Türkiye’nin içindeki mevcut durum bir süre daha insanları Almanya’ya ya da dünyanın birçok başka bölgesine göndermeye devam edeceğe benziyor. Robert Kolej, Alman Lisesi, Saint Benoit Lisesi mezunlarının tamamına yakınının üniversite eğitimi için yurtdışındaki üniversitelere başvurmaları da bu konuda kayda geçilmesi gereken bir başka veri.

İvmesi yükselen bir devinim

Haberimizde yer verdiğimiz ana karakterlerimizin bazıları, Türkiye’deki baskı ve etiketleme ortamından endişelendikleri, haberde isimlerinin yer almasının Türkiye’ye dönüşlerini etkileyebileceği endişesiyle isimlerinin yer almasını haklı olarak istemediler.
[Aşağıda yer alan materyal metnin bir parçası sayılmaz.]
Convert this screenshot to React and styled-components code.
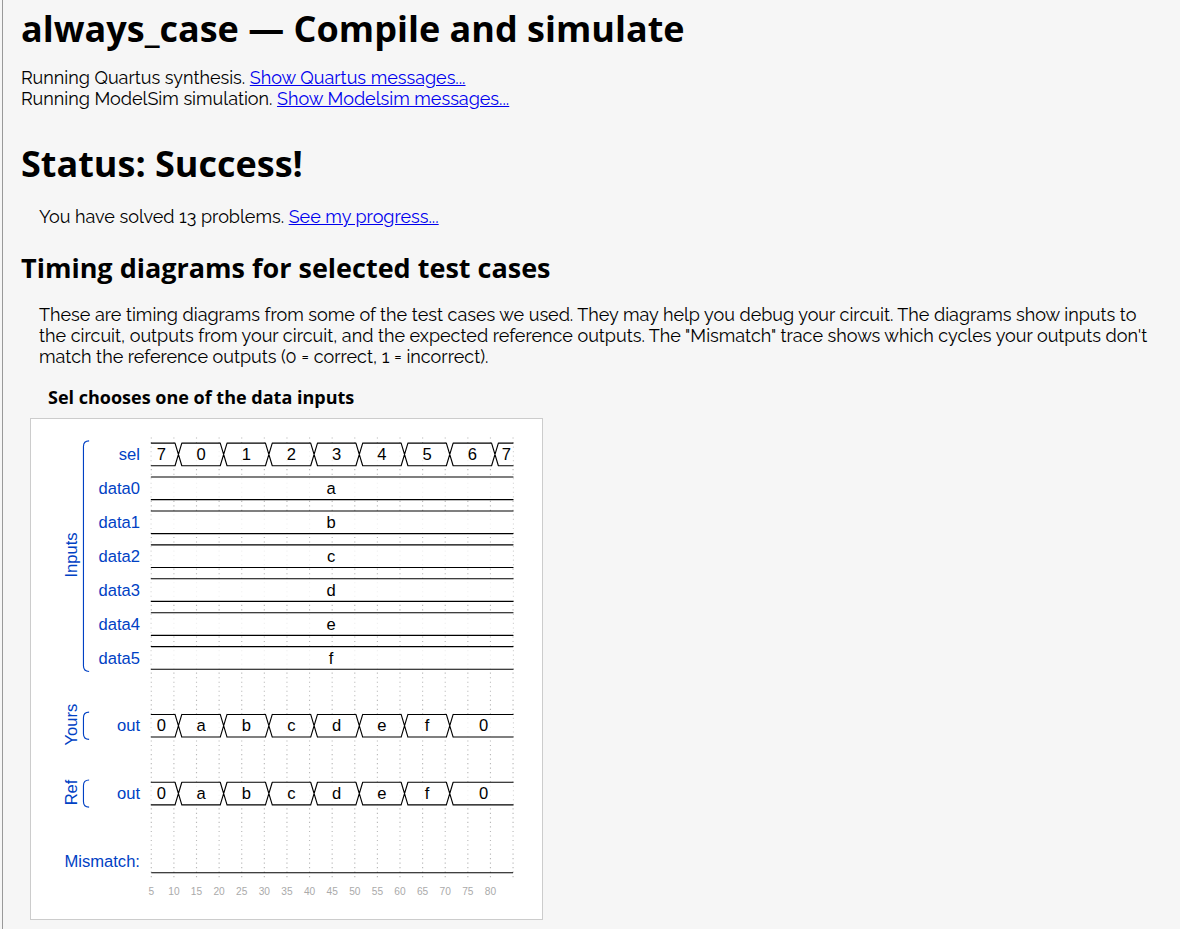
import React from "react";
import styled, { createGlobalStyle } from "styled-components";

const GlobalStyle = createGlobalStyle`
  body {
    margin: 0;
    background: #f6f6f6;
    color: #000;
    font: 400 18px/21px Raleway, Lato, sans-serif;
    font-variant-numeric: oldstyle-nums;
  }
`;

const Page = styled.main`
  box-sizing: border-box;
  min-height: 100vh;
  margin-left: 2px;
  padding: 4px 18px 9px;
  border-left: 1px solid #999;
`;

const Heading = styled.h1`
  margin: 0;
  font: 700 36px/50px "Open Sans", sans-serif;
`;

const SubHeading = styled.h2`
  margin: 22px 0 18px;
  font: 700 27px/37px "Open Sans", sans-serif;
`;

const CaseTitle = styled.h3`
  margin: 18px 27px 8px;
  font: 700 18px/25px "Open Sans", sans-serif;
`;

const Log = styled.div`
  margin: 13px 0 30px;
`;

const LogLine = styled.div``;

const Paragraph = styled.p`
  margin: 0 0 0 18px;
`;

const StatusNote = styled(Paragraph)`
  margin-top: 17px;
`;

const Link = styled.a`
  color: #0000ee;
`;

const Panel = styled.figure`
  box-sizing: border-box;
  width: fit-content;
  max-width: 100%;
  margin: 0 9px;
  border: 1px solid #ccc;
  background: #fff;
`;

const Wave = styled.svg`
  display: block;
  max-width: 100%;
  font-family: "Liberation Sans", sans-serif;
`;

const SignalName = styled.text`
  font-size: 11pt;
  fill: #0041c4;
  text-anchor: end;
`;

const GroupName = styled(SignalName)`
  text-anchor: middle;
`;

const Value = styled.text`
  font-size: 11pt;
  text-anchor: middle;
`;

const Tick = styled.text`
  font-size: 9px;
  fill: #aaa;
  text-anchor: middle;
`;

const LENGTH = 320;
const ROW = 30;

const outValues = [[9, "0"], [44, "a"], [84, "b"], [124, "c"], [164, "d"], [204, "e"], [244, "f"], [294, "0"]];
const selValues = [[9, "7"], [44, "0"], [84, "1"], [124, "2"], [164, "3"], [204, "4"], [244, "5"], [284, "6"], [314, "7"]];

const signals = [
  { row: 0, name: "sel", values: selValues },
  ...["a", "b", "c", "d", "e", "f"].map((v, i) => ({ row: i + 1, name: `data${i}`, values: [[159, v]] })),
  { row: 8, name: "out", values: outValues },
  { row: 10, name: "out", values: outValues },
];

const groups = [
  { name: "Inputs", from: -2, to: 202 },
  { name: "Yours", from: 238, to: 262 },
  { name: "Ref", from: 298, to: 322 },
];

function Bus({ row, name, values }) {
  const changes = values.slice(1).map((_, i) => 24 + 40 * i);
  const edges = [0, ...changes, LENGTH];
  const path = edges
    .slice(0, -1)
    .map((x, i) => {
      const start = i === 0 ? 0 : x + 3;
      const next = edges[i + 1];
      const end = next === LENGTH ? LENGTH : next - 3;
      const cross = next === LENGTH ? "" : `M${end},0 L${end + 6},20 M${end},20 L${end + 6},0`;
      return `M${start},0 H${end} M${start},20 H${end} ${cross}`;
    })
    .join(" ");
  return (
    <g transform={`translate(0 ${row * ROW})`}>
      <rect width={LENGTH} height="20" fill="#fff" fillOpacity="0.8" />
      <path d={path} fill="none" stroke="#000" strokeLinecap="round" />
      <SignalName x="-10" y="15">{name}</SignalName>
      {values.map(([x, v], i) => (
        <Value key={i} x={x} y="15">{v}</Value>
      ))}
    </g>
  );
}

function Group({ name, from, to }) {
  return (
    <g>
      <path
        d={`M-55,${from} Q-60,${from} -60,${from + 5} V${to - 5} Q-60,${to} -55,${to}`}
        fill="none"
        stroke="#0041c4"
      />
      <GroupName transform={`translate(-66 ${(from + to) / 2 - 1}) rotate(-90)`}>{name}</GroupName>
    </g>
  );
}

function TimingDiagram() {
  return (
    <Wave width="511" height="500" viewBox="0 0 452 442" role="img" aria-label="Timing diagram">
      <g transform="translate(106.4 21.2)">
        {Array.from({ length: 17 }, (_, i) => (
          <path key={i} d={`M${i * 20},-5 V385`} stroke="#888" strokeWidth="1" strokeDasharray="1 3" strokeOpacity="0.6" />
        ))}
        {signals.map((s) => (
          <Bus key={s.row} {...s} />
        ))}
        <SignalName x="-10" y="375">Mismatch:</SignalName>
        <path d={`M0,380 H${LENGTH}`} stroke="#000" />
        {Array.from({ length: 16 }, (_, i) => (
          <Tick key={i} x={i * 20} y="400">{(i + 1) * 5}</Tick>
        ))}
        {groups.map((g) => (
          <Group key={g.name} {...g} />
        ))}
      </g>
    </Wave>
  );
}

export default function App() {
  return (
    <>
      <GlobalStyle />
      <Page>
        <Heading>always_case — Compile and simulate</Heading>
        <Log>
          <LogLine>Running Quartus synthesis. <Link href="#quartus">Show Quartus messages...</Link></LogLine>
          <LogLine>Running ModelSim simulation. <Link href="#modelsim">Show Modelsim messages...</Link></LogLine>
        </Log>
        <Heading>Status: Success!</Heading>
        <StatusNote>You have solved 13 problems. <Link href="#progress">See my progress...</Link></StatusNote>
        <SubHeading>Timing diagrams for selected test cases</SubHeading>
        <Paragraph>
          These are timing diagrams from some of the test cases we used. They may help you debug your circuit. The
          diagrams show inputs to the circuit, outputs from your circuit, and the expected reference outputs. The
          "Mismatch" trace shows which cycles your outputs don't match the reference outputs (0 = correct, 1 =
          incorrect).
        </Paragraph>
        <CaseTitle>Sel chooses one of the data inputs</CaseTitle>
        <Panel>
          <TimingDiagram />
        </Panel>
      </Page>
    </>
  );
}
Ülkedeki gidişatı eleştirmek bir yana, ülkenin içindeki durumun ruh hallerinde yarattığı sonucu dile getirmekten bile korkar halde ‘ya başıma bir şey gelirse’ veya ‘ya Türkiye’de aileme bir sorun çıkartırlarsa’ paranoyasına sahip olarak haberimizde yer almayı kabul etmeleri bile Almanya’daki son akım göçmenlerin günlerinin saf bir huzur içinde geçmediğinin net bir göstergesi.

Haberi hazırlayanlar olarak bu istatistiklerin içinde yer alan, haberimizin ana aktörlerinin yaşadıklarının benzerlerini birebir tecrübe eden, Türkiye’de eleştirel medyaya yapılan baskıların ardından işsiz kalmış iki gazeteciyiz.

Türkiye’de yaşadığı baskılardan uzaklaşarak daha iyi bir gelecek kurmak için Almanya’ya göçen gün geçtikçe sayısı artan, Angela Merkel’le el sıkışma şansı bulamayan çoğunluktanız.

Ülkenin belirsiz durumunu uzaktan izlemek her ne kadar zor olsa da git gide büyüyen bambaşka bir devinimin olduğunu gözlemlemekteyiz.

Bu çoğunluğun üretime olan açlığını, Almanya’da bulabildiği özgür üretim alanlarıyla birleştirdiğinde ortaya iki ülkeye de katkı sağlayabilecek somut sonuçlar çıkabileceğini söyleyebiliriz. Bu haber ise bahsettiğimiz buzdağının sadece görülebilen kısmı.